What the flame actually accomplishes at the culinary level involves two reactions happening simultaneously. The radiant heat from the fire caramelizes sugars in the sauce or fruit beneath it, producing hundreds of aromatic compounds. And where the flame contacts the surface directly, it triggers Maillard browning — the same reaction responsible for the crust on a seared steak. These reactions add genuine flavor depth that no amount of stirring over a burner will replicate. The dish smells different after flambéing because it chemically is different.

Choosing the right alcohol for flambéing

Proof is not a suggestion. Spirits below 40% ABV (80 proof) lack sufficient ethanol vapor pressure at cooking temperatures to sustain a flame reliably. Beer and wine, regardless of how you heat them, will not ignite. The ethanol concentration is too low to produce a flammable vapor layer.

The practical sweet spot runs between 40% and 50% ABV. At 40%, a properly warmed spirit ignites cleanly and produces a controlled, manageable flame. As you move toward 50%, the flame grows more vigorous but remains workable. Above 57% ABV (about 114 proof), the fire risk increases substantially — the vapors become aggressive and the flame can surge unexpectedly. Cask-strength whiskeys and overproof rums in the 60–75% range are dangerous choices and should be diluted before use.

Spirit selection should follow the dish.
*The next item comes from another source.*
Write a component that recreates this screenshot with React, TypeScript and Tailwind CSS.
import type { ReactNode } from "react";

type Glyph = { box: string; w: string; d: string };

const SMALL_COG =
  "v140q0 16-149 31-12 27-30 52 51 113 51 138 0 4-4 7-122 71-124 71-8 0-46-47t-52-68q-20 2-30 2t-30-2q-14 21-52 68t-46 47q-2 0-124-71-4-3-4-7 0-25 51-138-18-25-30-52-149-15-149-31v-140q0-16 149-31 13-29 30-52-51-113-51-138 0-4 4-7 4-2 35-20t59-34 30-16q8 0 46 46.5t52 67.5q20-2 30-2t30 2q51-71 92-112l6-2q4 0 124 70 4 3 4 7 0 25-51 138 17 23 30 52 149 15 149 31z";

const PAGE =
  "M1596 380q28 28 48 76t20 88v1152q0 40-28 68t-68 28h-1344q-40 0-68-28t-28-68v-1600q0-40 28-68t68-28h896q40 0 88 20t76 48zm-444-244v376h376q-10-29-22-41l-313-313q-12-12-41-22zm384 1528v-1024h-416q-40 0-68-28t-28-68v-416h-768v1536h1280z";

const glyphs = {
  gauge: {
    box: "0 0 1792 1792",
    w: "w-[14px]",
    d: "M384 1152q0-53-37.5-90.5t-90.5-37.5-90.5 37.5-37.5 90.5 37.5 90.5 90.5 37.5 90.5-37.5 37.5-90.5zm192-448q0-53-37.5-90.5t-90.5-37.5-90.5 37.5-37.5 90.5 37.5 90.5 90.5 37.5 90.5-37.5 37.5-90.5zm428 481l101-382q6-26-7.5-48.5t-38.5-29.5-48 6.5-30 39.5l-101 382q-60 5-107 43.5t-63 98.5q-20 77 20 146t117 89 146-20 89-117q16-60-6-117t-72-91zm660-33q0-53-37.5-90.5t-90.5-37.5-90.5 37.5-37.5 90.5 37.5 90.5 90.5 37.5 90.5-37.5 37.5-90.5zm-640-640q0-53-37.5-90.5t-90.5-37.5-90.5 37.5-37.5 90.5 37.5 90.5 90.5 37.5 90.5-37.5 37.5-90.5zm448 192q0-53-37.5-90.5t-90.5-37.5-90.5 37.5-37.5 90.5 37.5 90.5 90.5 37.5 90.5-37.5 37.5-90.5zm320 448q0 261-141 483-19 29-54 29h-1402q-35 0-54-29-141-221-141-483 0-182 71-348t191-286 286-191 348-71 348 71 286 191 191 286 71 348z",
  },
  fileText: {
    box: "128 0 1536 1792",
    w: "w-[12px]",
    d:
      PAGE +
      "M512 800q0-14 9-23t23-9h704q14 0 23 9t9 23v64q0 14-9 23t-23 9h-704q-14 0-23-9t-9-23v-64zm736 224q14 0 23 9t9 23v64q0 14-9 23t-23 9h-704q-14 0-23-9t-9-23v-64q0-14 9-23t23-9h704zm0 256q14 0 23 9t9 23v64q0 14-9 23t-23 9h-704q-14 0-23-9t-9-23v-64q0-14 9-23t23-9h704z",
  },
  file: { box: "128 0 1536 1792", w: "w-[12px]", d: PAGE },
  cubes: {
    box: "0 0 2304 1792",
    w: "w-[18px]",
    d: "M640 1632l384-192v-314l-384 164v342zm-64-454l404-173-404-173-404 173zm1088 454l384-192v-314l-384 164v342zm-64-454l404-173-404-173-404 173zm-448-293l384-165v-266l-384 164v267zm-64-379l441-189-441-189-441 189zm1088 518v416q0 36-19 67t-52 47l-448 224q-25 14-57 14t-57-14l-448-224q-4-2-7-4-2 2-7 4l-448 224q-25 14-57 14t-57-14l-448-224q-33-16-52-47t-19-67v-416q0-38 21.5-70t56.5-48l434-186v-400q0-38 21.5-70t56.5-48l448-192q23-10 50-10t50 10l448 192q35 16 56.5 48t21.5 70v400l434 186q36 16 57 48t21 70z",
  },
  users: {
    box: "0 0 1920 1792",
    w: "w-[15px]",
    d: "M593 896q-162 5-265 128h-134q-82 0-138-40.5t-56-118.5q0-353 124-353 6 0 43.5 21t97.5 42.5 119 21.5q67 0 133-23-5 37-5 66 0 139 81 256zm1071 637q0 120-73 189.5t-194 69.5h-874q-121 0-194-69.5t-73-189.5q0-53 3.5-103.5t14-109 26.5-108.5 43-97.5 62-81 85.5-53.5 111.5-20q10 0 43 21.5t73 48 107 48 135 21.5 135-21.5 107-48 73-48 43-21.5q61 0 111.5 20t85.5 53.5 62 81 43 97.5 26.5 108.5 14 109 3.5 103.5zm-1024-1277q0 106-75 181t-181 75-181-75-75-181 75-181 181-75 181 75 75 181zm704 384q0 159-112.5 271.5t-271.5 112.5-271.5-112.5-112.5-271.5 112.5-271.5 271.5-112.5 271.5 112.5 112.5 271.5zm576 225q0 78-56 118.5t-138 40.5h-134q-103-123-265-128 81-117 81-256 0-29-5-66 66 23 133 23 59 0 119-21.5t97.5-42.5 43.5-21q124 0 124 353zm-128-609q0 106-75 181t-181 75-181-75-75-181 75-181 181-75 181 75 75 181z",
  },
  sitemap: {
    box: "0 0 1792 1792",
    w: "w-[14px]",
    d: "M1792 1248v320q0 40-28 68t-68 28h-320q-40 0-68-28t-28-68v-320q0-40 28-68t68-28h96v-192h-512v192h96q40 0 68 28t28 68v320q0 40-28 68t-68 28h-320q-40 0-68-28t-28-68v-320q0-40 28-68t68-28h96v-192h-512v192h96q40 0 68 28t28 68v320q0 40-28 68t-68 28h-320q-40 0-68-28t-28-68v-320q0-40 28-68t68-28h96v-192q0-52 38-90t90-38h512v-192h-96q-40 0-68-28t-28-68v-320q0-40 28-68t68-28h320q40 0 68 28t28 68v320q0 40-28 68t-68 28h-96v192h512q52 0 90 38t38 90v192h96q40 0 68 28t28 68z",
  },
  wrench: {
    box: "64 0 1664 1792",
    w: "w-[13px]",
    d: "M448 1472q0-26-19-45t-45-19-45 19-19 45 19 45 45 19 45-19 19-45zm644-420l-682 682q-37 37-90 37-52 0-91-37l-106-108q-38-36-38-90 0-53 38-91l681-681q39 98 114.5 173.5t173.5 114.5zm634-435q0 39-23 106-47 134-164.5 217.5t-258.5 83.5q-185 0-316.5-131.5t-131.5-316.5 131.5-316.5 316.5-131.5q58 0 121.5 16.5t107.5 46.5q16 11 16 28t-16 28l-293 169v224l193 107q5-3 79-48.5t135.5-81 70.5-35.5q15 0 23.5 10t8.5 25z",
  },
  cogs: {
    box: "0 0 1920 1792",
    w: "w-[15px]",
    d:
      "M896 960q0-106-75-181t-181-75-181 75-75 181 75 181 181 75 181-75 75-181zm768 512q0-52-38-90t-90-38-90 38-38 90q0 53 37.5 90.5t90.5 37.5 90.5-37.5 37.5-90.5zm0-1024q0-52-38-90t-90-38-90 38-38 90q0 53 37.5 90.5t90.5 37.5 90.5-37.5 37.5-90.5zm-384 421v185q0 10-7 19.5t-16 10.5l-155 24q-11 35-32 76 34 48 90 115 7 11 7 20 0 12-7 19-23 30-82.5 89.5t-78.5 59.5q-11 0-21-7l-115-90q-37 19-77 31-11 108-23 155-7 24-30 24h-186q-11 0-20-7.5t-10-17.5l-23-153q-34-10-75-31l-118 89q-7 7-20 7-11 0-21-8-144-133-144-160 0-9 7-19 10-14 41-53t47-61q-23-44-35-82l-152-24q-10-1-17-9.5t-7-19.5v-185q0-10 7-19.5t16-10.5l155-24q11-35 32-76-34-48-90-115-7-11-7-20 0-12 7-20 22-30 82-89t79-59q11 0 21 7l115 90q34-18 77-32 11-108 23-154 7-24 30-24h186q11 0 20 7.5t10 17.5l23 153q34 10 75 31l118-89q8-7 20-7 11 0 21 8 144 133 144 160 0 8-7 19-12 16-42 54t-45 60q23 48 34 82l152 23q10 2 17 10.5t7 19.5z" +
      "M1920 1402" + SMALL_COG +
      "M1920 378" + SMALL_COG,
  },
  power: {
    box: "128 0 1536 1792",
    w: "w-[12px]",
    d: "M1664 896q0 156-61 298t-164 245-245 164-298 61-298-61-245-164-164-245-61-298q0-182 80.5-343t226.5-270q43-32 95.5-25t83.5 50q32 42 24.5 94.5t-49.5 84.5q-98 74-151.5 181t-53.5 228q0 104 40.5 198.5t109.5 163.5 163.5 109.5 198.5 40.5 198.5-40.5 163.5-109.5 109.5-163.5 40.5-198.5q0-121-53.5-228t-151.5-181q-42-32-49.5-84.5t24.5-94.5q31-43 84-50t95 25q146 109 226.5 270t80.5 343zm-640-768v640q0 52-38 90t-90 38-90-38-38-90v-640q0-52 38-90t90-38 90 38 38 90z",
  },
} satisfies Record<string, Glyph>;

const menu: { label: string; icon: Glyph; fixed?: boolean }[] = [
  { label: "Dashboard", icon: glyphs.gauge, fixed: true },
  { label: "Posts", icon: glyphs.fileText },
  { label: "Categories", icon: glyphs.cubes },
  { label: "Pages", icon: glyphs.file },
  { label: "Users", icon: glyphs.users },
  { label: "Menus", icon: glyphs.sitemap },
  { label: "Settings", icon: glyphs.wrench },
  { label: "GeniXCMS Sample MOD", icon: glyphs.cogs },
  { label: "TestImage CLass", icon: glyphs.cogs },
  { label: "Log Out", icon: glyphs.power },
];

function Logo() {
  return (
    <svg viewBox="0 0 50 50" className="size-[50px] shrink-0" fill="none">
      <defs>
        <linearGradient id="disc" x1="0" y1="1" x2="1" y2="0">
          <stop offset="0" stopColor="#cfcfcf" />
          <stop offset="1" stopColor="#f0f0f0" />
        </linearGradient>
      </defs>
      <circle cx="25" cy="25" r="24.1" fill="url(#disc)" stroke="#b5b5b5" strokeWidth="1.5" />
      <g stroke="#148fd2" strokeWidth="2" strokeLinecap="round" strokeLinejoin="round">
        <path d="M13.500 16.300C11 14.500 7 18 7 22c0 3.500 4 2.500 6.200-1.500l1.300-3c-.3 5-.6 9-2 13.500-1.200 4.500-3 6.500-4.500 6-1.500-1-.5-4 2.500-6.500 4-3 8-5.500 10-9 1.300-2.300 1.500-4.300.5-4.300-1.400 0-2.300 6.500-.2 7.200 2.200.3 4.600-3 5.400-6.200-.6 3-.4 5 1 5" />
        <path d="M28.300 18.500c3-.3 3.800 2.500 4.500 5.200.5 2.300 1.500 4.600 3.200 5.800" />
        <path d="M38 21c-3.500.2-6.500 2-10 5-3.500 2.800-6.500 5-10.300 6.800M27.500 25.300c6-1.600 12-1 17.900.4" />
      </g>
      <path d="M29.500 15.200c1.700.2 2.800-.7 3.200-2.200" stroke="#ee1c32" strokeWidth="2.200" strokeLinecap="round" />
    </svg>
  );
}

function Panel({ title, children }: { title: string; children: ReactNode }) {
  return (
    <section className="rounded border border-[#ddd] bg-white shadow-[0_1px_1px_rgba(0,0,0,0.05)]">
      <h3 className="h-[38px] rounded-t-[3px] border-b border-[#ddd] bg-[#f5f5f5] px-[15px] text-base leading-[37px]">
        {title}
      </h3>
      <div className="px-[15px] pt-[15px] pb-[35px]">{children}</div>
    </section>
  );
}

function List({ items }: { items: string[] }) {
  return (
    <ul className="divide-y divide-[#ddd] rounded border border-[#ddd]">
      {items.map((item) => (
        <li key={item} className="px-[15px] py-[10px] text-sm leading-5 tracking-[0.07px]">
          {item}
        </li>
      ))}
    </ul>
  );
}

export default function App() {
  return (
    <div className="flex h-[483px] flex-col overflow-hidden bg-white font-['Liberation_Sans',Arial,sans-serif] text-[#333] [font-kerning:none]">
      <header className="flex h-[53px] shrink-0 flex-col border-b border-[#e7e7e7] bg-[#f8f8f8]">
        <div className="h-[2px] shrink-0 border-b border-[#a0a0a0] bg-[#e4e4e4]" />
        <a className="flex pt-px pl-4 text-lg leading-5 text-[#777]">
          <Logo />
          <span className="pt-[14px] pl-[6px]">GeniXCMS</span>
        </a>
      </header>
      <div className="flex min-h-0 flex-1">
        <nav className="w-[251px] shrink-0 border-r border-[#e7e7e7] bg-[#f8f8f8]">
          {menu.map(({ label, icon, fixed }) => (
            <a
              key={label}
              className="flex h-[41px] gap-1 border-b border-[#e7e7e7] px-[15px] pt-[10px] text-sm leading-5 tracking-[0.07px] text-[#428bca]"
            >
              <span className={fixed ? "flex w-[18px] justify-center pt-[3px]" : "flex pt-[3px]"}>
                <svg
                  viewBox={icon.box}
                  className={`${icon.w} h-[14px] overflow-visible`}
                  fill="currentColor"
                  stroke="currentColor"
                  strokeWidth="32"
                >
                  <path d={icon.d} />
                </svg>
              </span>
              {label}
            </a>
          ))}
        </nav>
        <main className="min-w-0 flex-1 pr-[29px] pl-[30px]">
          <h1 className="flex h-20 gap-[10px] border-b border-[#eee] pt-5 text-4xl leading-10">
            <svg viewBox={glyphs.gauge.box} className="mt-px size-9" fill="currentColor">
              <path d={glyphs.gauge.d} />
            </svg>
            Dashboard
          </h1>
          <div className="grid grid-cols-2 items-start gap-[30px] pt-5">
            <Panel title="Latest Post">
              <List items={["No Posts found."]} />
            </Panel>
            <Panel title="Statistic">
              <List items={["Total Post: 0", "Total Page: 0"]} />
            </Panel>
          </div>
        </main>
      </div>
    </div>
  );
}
Cognac and brandy — around 40% ABV, with warm dried-fruit character — suit beef sauces like Steak Diane and work beautifully with stone fruits. Dark rum pairs with tropical preparations: Bananas Foster being the definitive example. Kirsch (cherry brandy) is the traditional choice for Cherries Jubilee, providing a complementary almond-cherry note. Orange liqueur (Grand Marnier or Cointreau) is the default for Crêpes Suzette. Whiskey works in savory applications like pan sauces for pork or steak. If you want the flame without a strong spirit flavor, a milder brandy at 40% gives you the visual drama with a lighter footprint on the dish.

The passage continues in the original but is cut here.